My backwards logic
Ethan Furman
ethan at stoneleaf.us
Fri Sep 5 13:08:18 EDT 2014
On 09/05/2014 09:48 AM, Seymore4Head wrote:
> I'm still doing practice problems. I haven't heard from the library
> on any of the books I have requested.
>
> http://www.practicepython.org/exercise/2014/04/16/11-check-primality-functions.html
>
> This is not a hard problem, but it got me to thinking a little. A
> prime number will divide by one and itself. When setting up this
> loop, if I start at 2 instead of 1, that automatically excludes one of
> the factors.
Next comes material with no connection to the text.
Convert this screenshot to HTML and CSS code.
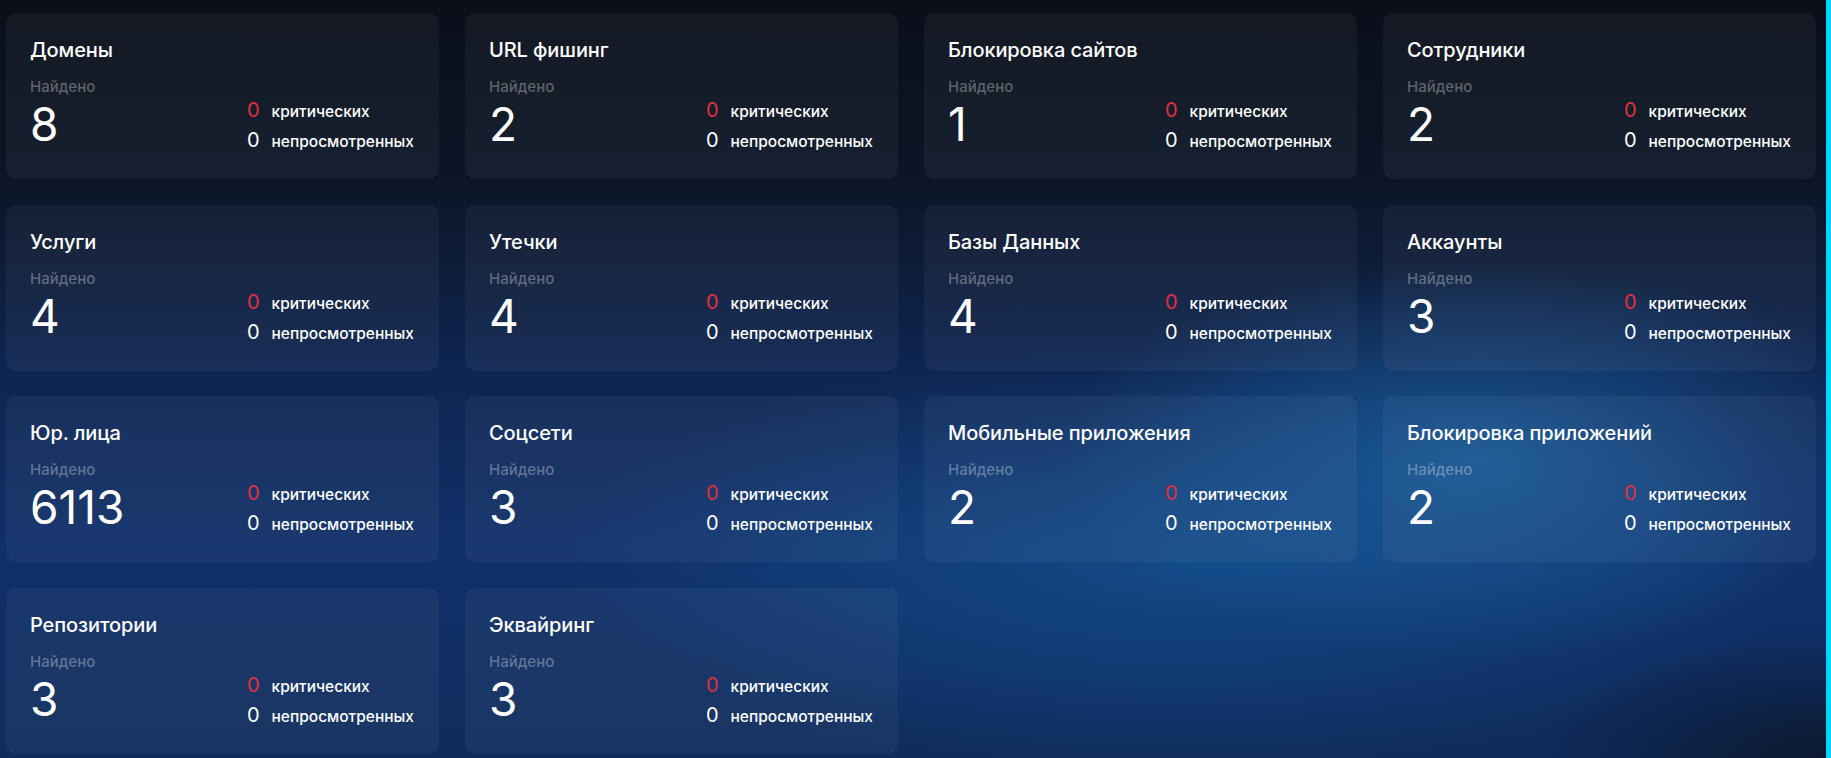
FILE: index.html
```html
<!DOCTYPE html>
<html lang="ru">

<head>
    <meta charset="UTF-8">
    <meta name="viewport" content="width=device-width, initial-scale=1.0">
    <title>Мониторинг</title>
    <link rel="stylesheet" href="styles.css">
</head>

<body>
    <div class="page">
        <main class="grid">
            <div class="card">
                <div class="card-title">Домены</div>
                <div class="card-body">
                    <div class="found">
                        <div class="found-label">Найдено</div>
                        <div class="found-count">8</div>
                    </div>
                    <div class="stats">
                        <span class="stat-num critical">0</span><span class="stat-label">критических</span>
                        <span class="stat-num">0</span><span class="stat-label">непросмотренных</span>
                    </div>
                </div>
            </div>
            <div class="card">
                <div class="card-title">URL фишинг</div>
                <div class="card-body">
                    <div class="found">
                        <div class="found-label">Найдено</div>
                        <div class="found-count">2</div>
                    </div>
                    <div class="stats">
                        <span class="stat-num critical">0</span><span class="stat-label">критических</span>
                        <span class="stat-num">0</span><span class="stat-label">непросмотренных</span>
                    </div>
                </div>
            </div>
            <div class="card">
                <div class="card-title">Блокировка сайтов</div>
                <div class="card-body">
                    <div class="found">
                        <div class="found-label">Найдено</div>
                        <div class="found-count">1</div>
                    </div>
                    <div class="stats">
                        <span class="stat-num critical">0</span><span class="stat-label">критических</span>
                        <span class="stat-num">0</span><span class="stat-label">непросмотренных</span>
                    </div>
                </div>
            </div>
            <div class="card">
                <div class="card-title">Сотрудники</div>
                <div class="card-body">
                    <div class="found">
                        <div class="found-label">Найдено</div>
                        <div class="found-count">2</div>
                    </div>
                    <div class="stats">
                        <span class="stat-num critical">0</span><span class="stat-label">критических</span>
                        <span class="stat-num">0</span><span class="stat-label">непросмотренных</span>
                    </div>
                </div>
            </div>

            <div class="card">
                <div class="card-title">Услуги</div>
                <div class="card-body">
                    <div class="found">
                        <div class="found-label">Найдено</div>
                        <div class="found-count">4</div>
                    </div>
                    <div class="stats">
                        <span class="stat-num critical">0</span><span class="stat-label">критических</span>
                        <span class="stat-num">0</span><span class="stat-label">непросмотренных</span>
                    </div>
                </div>
            </div>
            <div class="card">
                <div class="card-title">Утечки</div>
                <div class="card-body">
                    <div class="found">
                        <div class="found-label">Найдено</div>
                        <div class="found-count">4</div>
                    </div>
                    <div class="stats">
                        <span class="stat-num critical">0</span><span class="stat-label">критических</span>
                        <span class="stat-num">0</span><span class="stat-label">непросмотренных</span>
                    </div>
                </div>
            </div>
            <div class="card">
                <div class="card-title">Базы Данных</div>
                <div class="card-body">
                    <div class="found">
                        <div class="found-label">Найдено</div>
                        <div class="found-count">4</div>
                    </div>
                    <div class="stats">
                        <span class="stat-num critical">0</span><span class="stat-label">критических</span>
                        <span class="stat-num">0</span><span class="stat-label">непросмотренных</span>
                    </div>
                </div>
            </div>
            <div class="card">
                <div class="card-title">Аккаунты</div>
                <div class="card-body">
                    <div class="found">
                        <div class="found-label">Найдено</div>
                        <div class="found-count">3</div>
                    </div>
                    <div class="stats">
                        <span class="stat-num critical">0</span><span class="stat-label">критических</span>
                        <span class="stat-num">0</span><span class="stat-label">непросмотренных</span>
                    </div>
                </div>
            </div>

            <div class="card">
                <div class="card-title">Юр. лица</div>
                <div class="card-body">
                    <div class="found">
                        <div class="found-label">Найдено</div>
                        <div class="found-count">6113</div>
                    </div>
                    <div class="stats">
                        <span class="stat-num critical">0</span><span class="stat-label">критических</span>
                        <span class="stat-num">0</span><span class="stat-label">непросмотренных</span>
                    </div>
                </div>
            </div>
            <div class="card">
                <div class="card-title">Соцсети</div>
                <div class="card-body">
                    <div class="found">
                        <div class="found-label">Найдено</div>
                        <div class="found-count">3</div>
                    </div>
                    <div class="stats">
                        <span class="stat-num critical">0</span><span class="stat-label">критических</span>
                        <span class="stat-num">0</span><span class="stat-label">непросмотренных</span>
                    </div>
                </div>
            </div>
            <div class="card">
                <div class="card-title">Мобильные приложения</div>
                <div class="card-body">
                    <div class="found">
                        <div class="found-label">Найдено</div>
                        <div class="found-count">2</div>
                    </div>
                    <div class="stats">
                        <span class="stat-num critical">0</span><span class="stat-label">критических</span>
                        <span class="stat-num">0</span><span class="stat-label">непросмотренных</span>
                    </div>
                </div>
            </div>
            <div class="card">
                <div class="card-title">Блокировка приложений</div>
                <div class="card-body">
                    <div class="found">
                        <div class="found-label">Найдено</div>
                        <div class="found-count">2</div>
                    </div>
                    <div class="stats">
                        <span class="stat-num critical">0</span><span class="stat-label">критических</span>
                        <span class="stat-num">0</span><span class="stat-label">непросмотренных</span>
                    </div>
                </div>
            </div>

            <div class="card">
                <div class="card-title">Репозитории</div>
                <div class="card-body">
                    <div class="found">
                        <div class="found-label">Найдено</div>
                        <div class="found-count">3</div>
                    </div>
                    <div class="stats">
                        <span class="stat-num critical">0</span><span class="stat-label">критических</span>
                        <span class="stat-num">0</span><span class="stat-label">непросмотренных</span>
                    </div>
                </div>
            </div>
            <div class="card">
                <div class="card-title">Эквайринг</div>
                <div class="card-body">
                    <div class="found">
                        <div class="found-label">Найдено</div>
                        <div class="found-count">3</div>
                    </div>
                    <div class="stats">
                        <span class="stat-num critical">0</span><span class="stat-label">критических</span>
                        <span class="stat-num">0</span><span class="stat-label">непросмотренных</span>
                    </div>
                </div>
            </div>
        </main>
        <div class="edge"></div>
    </div>
</body>

</html>
```

FILE: styles.css
```css
/* General Styles */
html,
body {
    height: 100%;
}

body {
    margin: 0;
    font-family: Inter, "Noto Sans", sans-serif;
    color: #fff;
    background-color: #0c1426;
    background-image:
        radial-gradient(ellipse 300px 120px at 1830px 758px, rgba(11, 22, 40, 0.85), rgba(11, 22, 40, 0) 100%),
        radial-gradient(ellipse 420px 200px at 1480px 460px, rgba(28, 98, 162, 0.75), rgba(28, 98, 162, 0) 100%),
        radial-gradient(ellipse 620px 210px at 1180px 560px, rgba(20, 82, 145, 0.75), rgba(20, 82, 145, 0) 100%),
        linear-gradient(to bottom, #0a0f19 0%, #0c1628 25%, #0e2550 48%, #10306a 72%, #0f2c5c 100%);
    overflow: hidden;
}

.page {
    display: flex;
    height: 100%;
}

.grid {
    flex: 1;
    display: grid;
    grid-template-columns: repeat(4, 433px);
    grid-auto-rows: 166px;
    column-gap: 26px;
    row-gap: 25.5px;
    align-content: start;
    padding: 13px 0 0 6px;
}

/* right edge strip */
.edge {
    width: 5px;
    background-color: #00d5ff;
}

/* Card */
.card {
    background-color: rgba(255, 255, 255, 0.045);
    border-radius: 10px;
    padding: 25px 25px 0 24px;
    display: flex;
    flex-direction: column;
}

.card-title {
    font-size: 20px;
    line-height: 24px;
    font-weight: 500;
    letter-spacing: -0.1px;
}

.card-body {
    display: flex;
    justify-content: space-between;
    align-items: flex-end;
    margin-top: 16px;
}

.found {
    padding-bottom: 8px;
}

.found-label {
    font-size: 15px;
    line-height: 18px;
    font-weight: 500;
    color: rgba(255, 255, 255, 0.33);
}

.found-count {
    margin-top: 6px;
    font-size: 46px;
    line-height: 44px;
    font-weight: 400;
}

.stats {
    display: grid;
    grid-template-columns: auto auto;
    column-gap: 12px;
    align-items: baseline;
    margin-bottom: -2px;
}

.stat-num {
    font-size: 20px;
    line-height: 28px;
}

.stat-num.critical {
    color: #e0313f;
}

.stat-label {
    font-size: 15.5px;
    line-height: 28px;
    font-weight: 500;
}
```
Then, by default, Python goes "to" the chosen count and
> not "through" the count, so just the syntax causes Python to rule out
> the other factor (the number itself).
>
> So this works:
> while True:
> a=random.randrange(1,8)
> print (a)
> for x in range(2,a):
> if a%x==0:
> print ("Number is not prime")
> break
> wait = input (" "*40 + "Wait")
>
> But, what this instructions want printed is "This is a prime number"
> So how to I use this code logic NOT print (not prime) and have the
> logic print "This number is prime"
Python's 'for' loop has a handy 'else' extension which is perfect for the search-type of 'for' loop:
while True:
a=random.randrange(1,8)
print (a)
for x in range(2,a):
if a%x==0:
print ("Number is not prime")
break
else:
print ("Number is prime")
wait = input (" "*40 + "Wait")
Note the two lines I added after the 'break' and before the 'wait'.